Section 3.6 Profile: Arnold Dresden (1882-1954)
Arnold Dresden was born November 23, 1882 in Amsterdam, Holland, and began his undergraduate education at the University of Amsterdam. In 1903, before completing his program, and against the wishes of his parents, he came to the U. S. to help a friend who was living in Chicago, using tuition money to pay for boat passage to New York. After landing there, he made his way to Chicago, arriving on his 21 st birthday.
During his first two years in his adopted land, Dresden worked at various jobs, including stacking merchandise at Marshall Field’s wholesale warehouse at $10 a week. He also taught six classes at the high school associated with that university, called the Laboratory School, a task he faced with grave misgivings, not because of the long hours but because of anticipated ill behavior by the students. He stated, “In Holland we tortured our teachers.” Yet in America he had no trouble maintaining discipline.
By 1905 he had scraped together enough money to enroll at the University of Chicago. He received his Ph.D. four years later with a dissertation, written under Oskar Bolza, on the calculus of variations titled “The second derivatives of the extremal integral”.
Upon graduation in 1909 Dresden accepted an assistant professorship at the University of Wisconsin, where he remained until 1927. He became a naturalized citizen four years later. Dresden felt obligated to volunteer during World War I, so he sailed for France in September 1918 and spent one year working for the Red Cross.
The May 1927 Monthly heralded his arrival in the Philadelphia area nine months after the MAA 1 section was founded. “Professor Arnold Dresden of the University of Wisconsin has been appointed professor of mathematics at Swarthmore College. An interesting feature of his work in that college will be in connection with the honors course for juniors and seniors.” Dresden described this course in a 1931 lecture to the section. Minutes from that meeting record only that he gave “an account of the way in which this plan is realized, particularly in mathematics and the natural sciences.” Fortunately the Monthly note supplies more details:
Students in that course are not obliged to attend classes, are free to work at tasks assigned to them on which they have conferences with their instructors as often as may seem desirable. No grades or records are kept during these two years. At the end of the senior year they have to take a comprehensive examination covering the work of these two years and conducted both in oral and written parts by an outsider.
The honors program that Dresden designed required students to complete four seminars in mathematics and two seminars in each of two minors. That was the student’s whole course load during the last two years. External examiners conducted all assessment in honors. That is still the case today. Although parts of the system have been drastically revised, external examiners remain an integral part of the program.
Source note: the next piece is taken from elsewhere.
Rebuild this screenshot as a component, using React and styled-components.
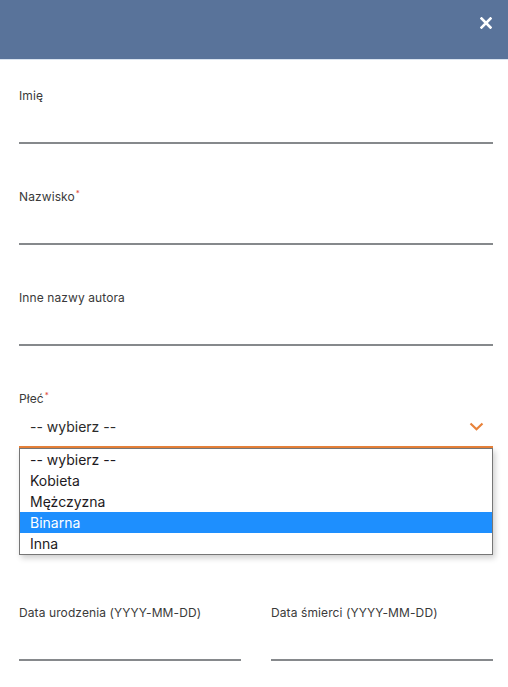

Arnold Dresden was one of the most respected and effective leaders in both the AMS 2 and the MAA 3 . He became actively engaged with our section as soon as he set foot in the area. Two months after arriving at Swarthmore in September 1927, he presented an invited lecture, “On matrix equations”, reporting on a method developed by a former Wisconsin colleague. At the same 1927 meeting he was elected to the Program Committee; he would be elected again in 1939. He also was elected chair for 1931-1932 and 1940-1941.
Dresden was an early, ardent supporter of the MAA 4 , and he became a charter member. However, it wasn’t until his move to Swarthmore that he became active with the MAA 5 , beginning with a paper he delivered at the annual meeting in 1927. He was elected vice president for 1931 (A. A. Bennett followed him in 1933 and 1934) and president for 1933 (succeeding E. T. Bell).
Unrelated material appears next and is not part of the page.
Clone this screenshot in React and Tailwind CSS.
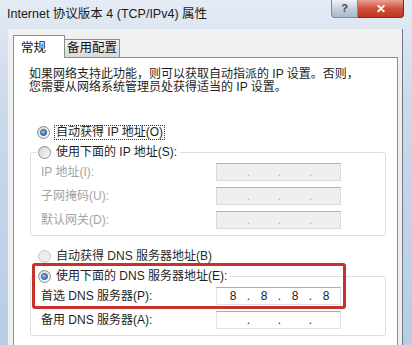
import React from "react";

function Radio({ checked = false, faded = false }) {
  return (
    <span
      className={`flex h-[13px] w-[13px] shrink-0 items-center justify-center rounded-full border ${
        faded
          ? "border-[#c8c8c8] bg-[#ededed]"
          : "border-[#8e8f8f] bg-[#e6e6e6] bg-[linear-gradient(135deg,#d4d4d4,#fbfbfb)]"
      }`}
    >
      {checked && (
        <span className="h-[7px] w-[7px] rounded-full border border-[#2b5d9c] bg-[#3f78c0] bg-[radial-gradient(circle_at_35%_35%,#a3c8f2,#1d5394)]" />
      )}
    </span>
  );
}

function IpBox({ value, disabled = false }) {
  const parts = value || ["", "", "", ""];
  return (
    <div
      className={`flex h-[18px] w-[125px] items-center border pl-[4px] text-[12px] leading-none ${
        disabled
          ? "border-[#dadada] border-t-[#b5b5b5] bg-[#efefef] text-[#b0b0b0]"
          : "border-[#e2e3ea] border-t-[#abadb3] bg-white text-[#222]"
      }`}
    >
      {parts.map((p, i) => (
        <React.Fragment key={i}>
          <span className="w-[24px] text-center">{p}</span>
          {i < 3 && <span className="w-[7px] text-center">.</span>}
        </React.Fragment>
      ))}
    </div>
  );
}

function Row({ label, disabled, value }) {
  return (
    <div className="flex h-[18px] items-center">
      <span className={`w-[185px] pl-[10px] ${disabled ? "text-[#a3a3a3]" : "text-[#1e1e1e]"}`}>
        {label}
      </span>
      <IpBox value={value} disabled={disabled} />
    </div>
  );
}

export default function App() {
  return (
    <div className="relative h-[345px] w-[412px] overflow-hidden bg-[#c6d6e8] bg-[linear-gradient(to_bottom,#e4ebf4,#cbd9ea_30%,#b7cde6)] font-[Liberation_Sans,Noto_Sans_CJK_SC,sans-serif]">
      {/* title bar */}
      <div className="flex h-[29px] items-center pl-[7px] text-[12.5px] text-[#1a1a1a]">
        Internet 协议版本 4 (TCP/IPv4) 属性
      </div>
      <div className="absolute right-[8px] top-0 z-20 flex">
        <div className="flex h-[18px] w-[27px] items-center justify-center rounded-bl-[4px] border border-t-0 border-[#7d8a9c] bg-[#c3cedb] bg-[linear-gradient(to_bottom,#eef2f7,#c7d1dd_50%,#aab8ca)] text-[11px] font-bold text-[#334866]">
          ?
        </div>
        <div className="flex h-[18px] w-[46px] items-center justify-center rounded-br-[4px] border border-l-0 border-t-0 border-[#7a2a22] bg-[#cc4a35] bg-[linear-gradient(to_bottom,#eaa495,#d0503b_50%,#bf361e)] text-[12px] font-bold text-white">
          ✕
        </div>
      </div>

      <div className="flex h-[316px]">
        <div className="w-[8px]" />
        {/* client area */}
        <div className="w-[395px] border-r border-[#6f7a88] bg-[#f0f0f0] pl-[5px] pt-[6px]">
          {/* tabs */}
          <div className="flex items-end text-[12.5px] text-[#111]">
            <div className="relative z-10 -mb-px flex h-[23px] w-[52px] items-start border border-b-0 border-[#898c95] bg-white pl-[7px] pt-[3px]">
              常规
            </div>
            <div className="flex h-[18px] w-[55px] items-center justify-center border border-l-0 border-b-0 border-[#898c95] bg-[#e2e2e2] bg-[linear-gradient(to_bottom,#f3f3f3,#d9d9d9)]">
              备用配置
            </div>
          </div>

          {/* panel */}
          <div className="relative h-[300px] w-[385px] border border-[#898c95] bg-white text-[12px] text-[#1e1e1e]">
            <p className="pl-[15px] pt-[10px] leading-[13px]">
              如果网络支持此功能，则可以获取自动指派的 IP 设置。否则，
              <br />
              您需要从网络系统管理员处获得适当的 IP 设置。
            </p>

            <div className="mt-[30px] flex h-[16px] items-center gap-[4px] pl-[23px]">
              <Radio checked />
              <span className="border border-dotted border-[#333] px-px leading-[13px]">自动获得 IP 地址(O)</span>
            </div>

            <fieldset className="ml-[16px] mt-[4px] w-[356px] rounded-[3px] border border-[#d5dfe5] pb-[6px]">
              <legend className="ml-[6px] flex h-[16px] items-center gap-[5px] px-[1px] pr-[3px]">
                <Radio />
                <span>使用下面的 IP 地址(S):</span>
              </legend>
              <div className="flex flex-col gap-[6px] pt-[3px]">
                <Row label="IP 地址(I):" disabled />
                <Row label="子网掩码(U):" disabled />
                <Row label="默认网关(D):" disabled />
              </div>
            </fieldset>

            <div className="mt-[12px] flex h-[16px] items-center gap-[5px] pl-[24px]">
              <Radio faded />
              <span className="text-[#2a2a2a]">自动获得 DNS 服务器地址(B)</span>
            </div>

            <fieldset className="ml-[16px] mt-[4px] w-[356px] rounded-[3px] border border-[#d5dfe5] pb-[6px]">
              <legend className="ml-[6px] flex h-[16px] items-center gap-[5px] px-[1px] pr-[3px]">
                <Radio checked />
                <span>使用下面的 DNS 服务器地址(E):</span>
              </legend>
              <div className="flex flex-col gap-[6px] pt-[3px]">
                <Row label="首选 DNS 服务器(P):" value={["8", "8", "8", "8"]} />
                <Row label="备用 DNS 服务器(A):" value={["", "", "", ""]} />
              </div>
            </fieldset>

            {/* highlight */}
            <div className="absolute left-[18px] top-[205px] h-[46px] w-[314px] rounded-[3px] border-[3px] border-[#c8302c]" />
          </div>
        </div>
      </div>
    </div>
  );
}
Dresden began his publishing career in 1907 while a graduate student at Chicago with two papers on the calculus of variations in the Monthly. Part of his dissertation appeared in the Transactions the following year. [14] Further advances would occur in papers that appeared in 1916, 1917, and 1923. In the latter year he also published two papers on symmetric forms in n variables. But from that time on, with only a few exceptions, all future contributions seem to appear in the Monthly’s Problem or Discussions-Questions Departments.
At Swarthmore, as at Wisconsin, Dresden was known as much for his musical talent and interests as for his mathematics; his Monday evening chamber music sessions at Swarthmore were celebrated. Swarthmore students adored him. The alumni magazine gushed, “Of all the people on Swarthmore’s faculty, one of the most beloved is a man who could easily be mistaken for Santa Claus, both in spirit and in the flesh.” When asked about the history of his beard, called “the finest hirsute adornment on campus”, he replied, “Why, I’ve had it ever since I was born.”
Arnold Dresden resided in the town of Swarthmore from the time of his appointment in 1927 until his death in 1954 at age 71. When he retired in 1952, his replacement was future EPADEL governor David Rosen.